[Data extracted from a collection]

** BEGIN **

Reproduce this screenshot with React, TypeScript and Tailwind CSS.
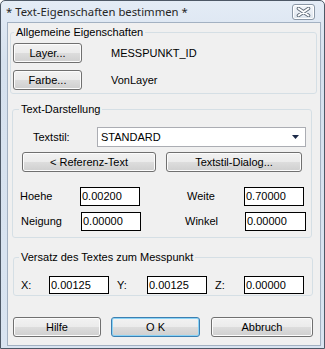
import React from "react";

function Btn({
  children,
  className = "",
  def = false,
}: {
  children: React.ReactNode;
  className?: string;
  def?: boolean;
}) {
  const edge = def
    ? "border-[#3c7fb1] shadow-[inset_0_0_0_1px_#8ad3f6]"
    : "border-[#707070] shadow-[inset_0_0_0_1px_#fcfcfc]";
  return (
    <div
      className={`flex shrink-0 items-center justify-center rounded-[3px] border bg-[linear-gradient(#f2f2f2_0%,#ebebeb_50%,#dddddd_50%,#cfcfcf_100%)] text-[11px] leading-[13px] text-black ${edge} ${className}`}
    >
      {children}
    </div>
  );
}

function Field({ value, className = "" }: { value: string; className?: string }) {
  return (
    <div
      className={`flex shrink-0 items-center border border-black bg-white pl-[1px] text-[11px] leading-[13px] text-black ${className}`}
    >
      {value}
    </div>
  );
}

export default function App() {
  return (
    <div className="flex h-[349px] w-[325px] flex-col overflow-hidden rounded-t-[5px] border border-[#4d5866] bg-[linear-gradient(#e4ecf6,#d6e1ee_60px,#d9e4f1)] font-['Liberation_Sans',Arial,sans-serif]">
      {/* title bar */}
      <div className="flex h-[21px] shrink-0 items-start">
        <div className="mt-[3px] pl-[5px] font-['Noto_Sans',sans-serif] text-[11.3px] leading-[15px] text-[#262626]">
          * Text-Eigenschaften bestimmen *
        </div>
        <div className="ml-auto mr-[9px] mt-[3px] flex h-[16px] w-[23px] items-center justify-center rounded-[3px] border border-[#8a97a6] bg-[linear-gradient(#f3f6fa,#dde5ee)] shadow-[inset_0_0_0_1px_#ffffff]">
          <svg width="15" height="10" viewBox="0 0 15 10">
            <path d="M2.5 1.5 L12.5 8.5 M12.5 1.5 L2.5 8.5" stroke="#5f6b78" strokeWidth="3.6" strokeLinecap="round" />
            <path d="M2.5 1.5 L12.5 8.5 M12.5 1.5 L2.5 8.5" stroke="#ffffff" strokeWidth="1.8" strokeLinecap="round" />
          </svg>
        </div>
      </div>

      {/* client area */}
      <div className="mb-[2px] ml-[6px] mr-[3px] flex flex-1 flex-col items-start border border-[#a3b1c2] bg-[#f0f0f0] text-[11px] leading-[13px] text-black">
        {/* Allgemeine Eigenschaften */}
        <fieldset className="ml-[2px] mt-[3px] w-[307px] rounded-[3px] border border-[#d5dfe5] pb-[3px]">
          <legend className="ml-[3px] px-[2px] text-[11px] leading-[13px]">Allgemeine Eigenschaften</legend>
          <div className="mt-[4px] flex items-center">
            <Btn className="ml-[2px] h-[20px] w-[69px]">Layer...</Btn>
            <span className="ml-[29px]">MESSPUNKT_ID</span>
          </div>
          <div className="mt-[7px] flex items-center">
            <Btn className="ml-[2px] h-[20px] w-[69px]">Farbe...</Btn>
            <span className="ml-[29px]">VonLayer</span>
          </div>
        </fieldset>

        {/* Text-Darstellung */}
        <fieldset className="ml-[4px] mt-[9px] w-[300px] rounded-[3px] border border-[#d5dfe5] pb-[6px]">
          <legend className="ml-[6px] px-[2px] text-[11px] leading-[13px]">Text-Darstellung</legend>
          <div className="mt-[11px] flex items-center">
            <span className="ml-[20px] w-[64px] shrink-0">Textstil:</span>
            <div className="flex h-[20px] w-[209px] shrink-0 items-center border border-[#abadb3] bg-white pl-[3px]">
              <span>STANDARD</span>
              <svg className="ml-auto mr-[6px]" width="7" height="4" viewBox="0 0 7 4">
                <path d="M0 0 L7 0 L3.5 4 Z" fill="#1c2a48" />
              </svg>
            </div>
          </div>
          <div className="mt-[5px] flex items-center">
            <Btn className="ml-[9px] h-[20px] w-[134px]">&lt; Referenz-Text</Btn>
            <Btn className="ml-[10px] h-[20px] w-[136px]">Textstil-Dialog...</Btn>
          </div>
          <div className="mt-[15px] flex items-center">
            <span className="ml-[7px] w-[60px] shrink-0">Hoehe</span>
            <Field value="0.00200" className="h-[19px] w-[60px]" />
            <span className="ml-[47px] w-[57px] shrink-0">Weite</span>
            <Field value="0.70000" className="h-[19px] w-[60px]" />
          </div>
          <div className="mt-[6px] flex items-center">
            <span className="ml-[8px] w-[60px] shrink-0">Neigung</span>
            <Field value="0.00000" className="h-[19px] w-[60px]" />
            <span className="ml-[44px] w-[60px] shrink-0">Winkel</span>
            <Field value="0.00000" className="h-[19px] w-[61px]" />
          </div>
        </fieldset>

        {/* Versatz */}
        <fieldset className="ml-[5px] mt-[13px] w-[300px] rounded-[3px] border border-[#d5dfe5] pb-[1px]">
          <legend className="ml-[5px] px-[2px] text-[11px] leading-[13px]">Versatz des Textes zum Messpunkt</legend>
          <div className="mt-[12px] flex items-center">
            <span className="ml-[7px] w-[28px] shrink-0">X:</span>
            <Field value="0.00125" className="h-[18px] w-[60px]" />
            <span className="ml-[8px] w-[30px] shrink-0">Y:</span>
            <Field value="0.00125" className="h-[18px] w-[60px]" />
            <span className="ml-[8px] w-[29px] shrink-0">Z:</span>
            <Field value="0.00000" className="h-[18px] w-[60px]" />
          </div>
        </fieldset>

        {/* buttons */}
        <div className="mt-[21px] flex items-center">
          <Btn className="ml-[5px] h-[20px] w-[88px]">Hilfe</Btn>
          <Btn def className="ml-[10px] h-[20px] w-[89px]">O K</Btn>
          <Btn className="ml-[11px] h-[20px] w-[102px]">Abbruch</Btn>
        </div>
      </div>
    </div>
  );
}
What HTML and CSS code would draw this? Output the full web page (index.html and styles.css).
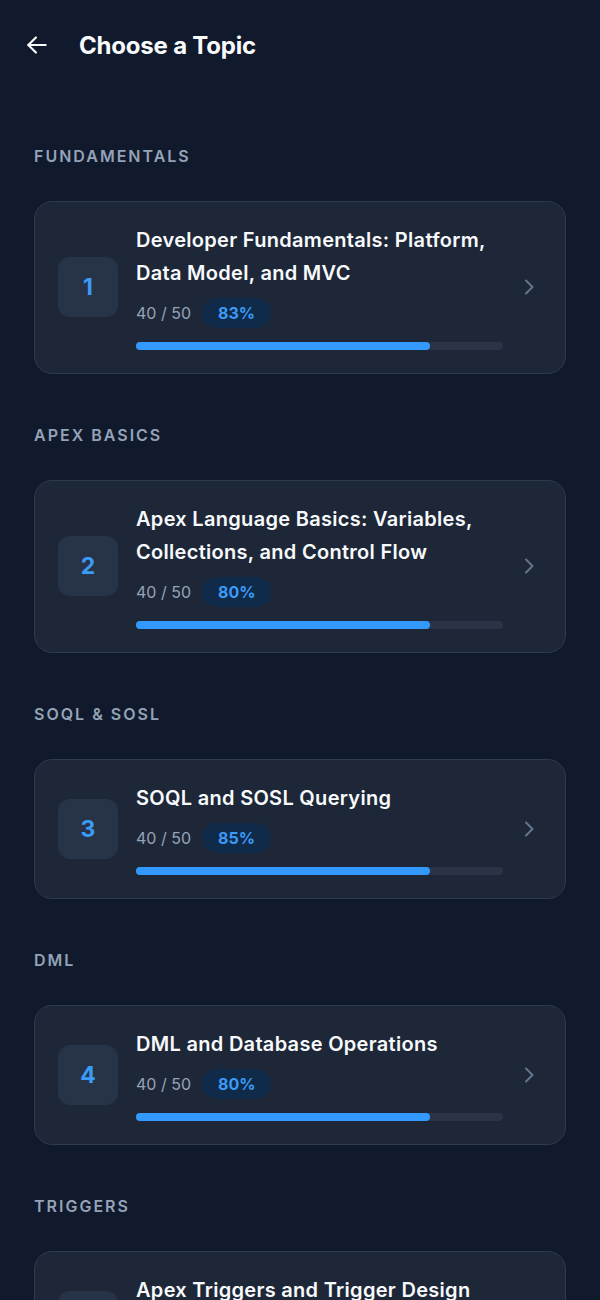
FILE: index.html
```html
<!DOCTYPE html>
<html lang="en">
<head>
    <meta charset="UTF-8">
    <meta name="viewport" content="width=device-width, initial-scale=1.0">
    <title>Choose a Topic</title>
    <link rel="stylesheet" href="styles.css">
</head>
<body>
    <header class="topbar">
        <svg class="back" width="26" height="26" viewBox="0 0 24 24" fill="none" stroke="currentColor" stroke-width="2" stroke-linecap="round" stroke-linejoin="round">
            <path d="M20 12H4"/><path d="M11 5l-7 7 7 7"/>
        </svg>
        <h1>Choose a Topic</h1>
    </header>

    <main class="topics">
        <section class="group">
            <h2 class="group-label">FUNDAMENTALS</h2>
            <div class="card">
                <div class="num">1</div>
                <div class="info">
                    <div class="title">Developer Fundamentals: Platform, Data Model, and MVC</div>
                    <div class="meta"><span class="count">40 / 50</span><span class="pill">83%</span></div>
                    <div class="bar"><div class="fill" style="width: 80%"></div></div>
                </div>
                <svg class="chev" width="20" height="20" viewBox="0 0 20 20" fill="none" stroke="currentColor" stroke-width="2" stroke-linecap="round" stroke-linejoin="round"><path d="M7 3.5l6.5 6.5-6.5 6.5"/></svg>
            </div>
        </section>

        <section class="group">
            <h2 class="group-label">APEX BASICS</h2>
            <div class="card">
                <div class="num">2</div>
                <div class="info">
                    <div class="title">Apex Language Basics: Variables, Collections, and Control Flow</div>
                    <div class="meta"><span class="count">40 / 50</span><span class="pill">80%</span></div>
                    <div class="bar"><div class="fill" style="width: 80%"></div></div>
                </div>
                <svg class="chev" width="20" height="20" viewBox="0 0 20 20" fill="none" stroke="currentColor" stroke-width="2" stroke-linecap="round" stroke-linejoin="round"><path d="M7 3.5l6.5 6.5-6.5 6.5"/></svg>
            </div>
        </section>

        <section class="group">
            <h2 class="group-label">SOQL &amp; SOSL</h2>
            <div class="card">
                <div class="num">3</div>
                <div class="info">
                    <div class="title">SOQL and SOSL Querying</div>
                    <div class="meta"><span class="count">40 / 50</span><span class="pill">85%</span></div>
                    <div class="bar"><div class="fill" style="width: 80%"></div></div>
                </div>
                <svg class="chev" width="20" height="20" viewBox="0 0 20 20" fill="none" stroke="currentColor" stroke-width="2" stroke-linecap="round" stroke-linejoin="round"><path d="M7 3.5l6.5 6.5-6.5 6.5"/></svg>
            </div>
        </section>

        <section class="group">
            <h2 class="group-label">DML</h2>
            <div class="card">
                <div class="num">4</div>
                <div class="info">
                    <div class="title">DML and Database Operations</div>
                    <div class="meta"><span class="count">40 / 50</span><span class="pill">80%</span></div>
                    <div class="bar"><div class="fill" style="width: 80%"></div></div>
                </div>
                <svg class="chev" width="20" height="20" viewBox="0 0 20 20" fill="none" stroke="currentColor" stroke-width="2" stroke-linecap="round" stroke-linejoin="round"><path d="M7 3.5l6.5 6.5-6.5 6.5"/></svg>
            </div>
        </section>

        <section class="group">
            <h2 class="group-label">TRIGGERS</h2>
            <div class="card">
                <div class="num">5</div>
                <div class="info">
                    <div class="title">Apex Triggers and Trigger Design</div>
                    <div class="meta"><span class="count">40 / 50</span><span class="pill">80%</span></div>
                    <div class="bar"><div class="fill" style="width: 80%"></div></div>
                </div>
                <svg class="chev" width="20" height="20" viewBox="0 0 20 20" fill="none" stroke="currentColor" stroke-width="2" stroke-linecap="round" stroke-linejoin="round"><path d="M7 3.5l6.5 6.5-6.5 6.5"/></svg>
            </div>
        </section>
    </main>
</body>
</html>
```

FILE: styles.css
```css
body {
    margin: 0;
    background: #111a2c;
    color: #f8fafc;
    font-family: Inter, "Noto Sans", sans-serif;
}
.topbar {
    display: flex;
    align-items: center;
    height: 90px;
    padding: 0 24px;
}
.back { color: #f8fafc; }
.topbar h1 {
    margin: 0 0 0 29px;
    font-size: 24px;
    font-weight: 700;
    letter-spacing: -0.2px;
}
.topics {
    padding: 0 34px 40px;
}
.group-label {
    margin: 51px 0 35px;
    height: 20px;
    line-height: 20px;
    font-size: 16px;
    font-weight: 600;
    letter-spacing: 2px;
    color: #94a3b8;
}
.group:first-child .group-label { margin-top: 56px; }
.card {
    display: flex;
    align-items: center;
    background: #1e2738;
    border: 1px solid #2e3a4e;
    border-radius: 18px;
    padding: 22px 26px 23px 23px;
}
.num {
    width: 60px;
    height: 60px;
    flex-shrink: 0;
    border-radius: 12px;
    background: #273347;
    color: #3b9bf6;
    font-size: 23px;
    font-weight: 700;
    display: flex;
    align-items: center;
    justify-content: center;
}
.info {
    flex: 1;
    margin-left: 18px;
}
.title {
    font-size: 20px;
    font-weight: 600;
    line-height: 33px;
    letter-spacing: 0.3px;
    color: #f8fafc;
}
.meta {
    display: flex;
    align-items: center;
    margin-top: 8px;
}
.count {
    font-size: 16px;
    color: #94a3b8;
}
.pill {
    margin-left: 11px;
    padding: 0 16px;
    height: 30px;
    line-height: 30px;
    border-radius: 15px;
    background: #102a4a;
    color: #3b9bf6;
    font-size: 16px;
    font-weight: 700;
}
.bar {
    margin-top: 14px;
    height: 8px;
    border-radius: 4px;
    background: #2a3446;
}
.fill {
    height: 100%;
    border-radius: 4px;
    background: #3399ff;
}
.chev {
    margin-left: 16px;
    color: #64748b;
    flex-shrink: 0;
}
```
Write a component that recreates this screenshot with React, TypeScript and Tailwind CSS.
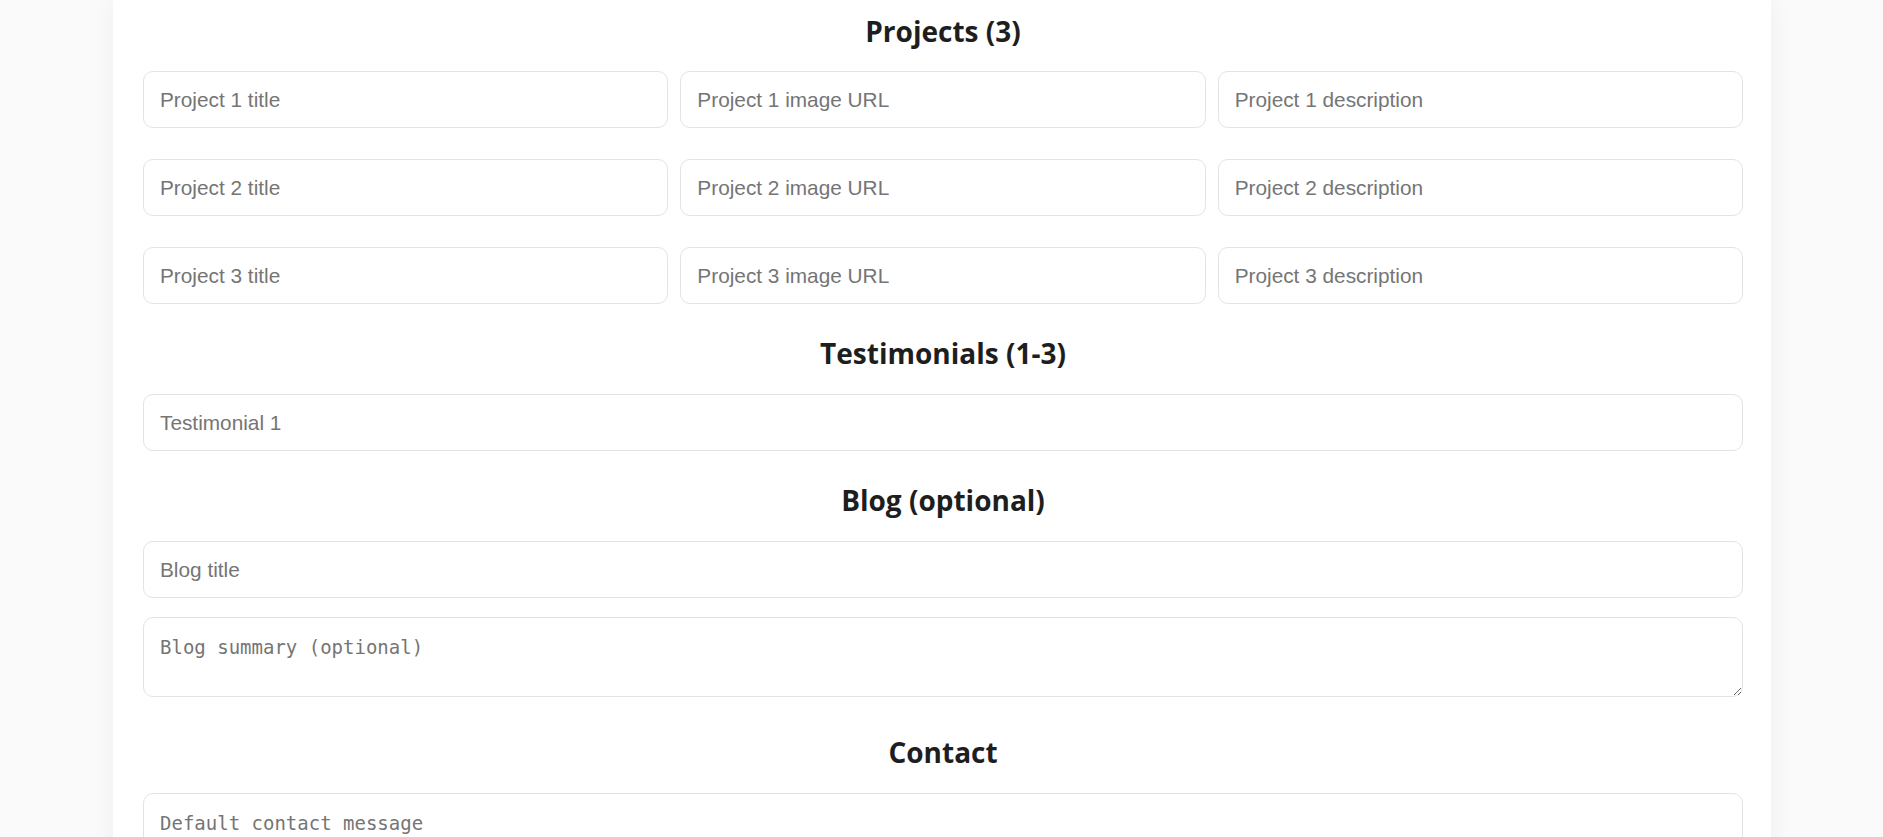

** END **

DIRECTION:
Restate only the lines running from the start of the material above through the line containing "import React from", ends included. No pictures.

ANSWER TO THE EXERCISE:
Reproduce this screenshot with React, TypeScript and Tailwind CSS.
import React from "react";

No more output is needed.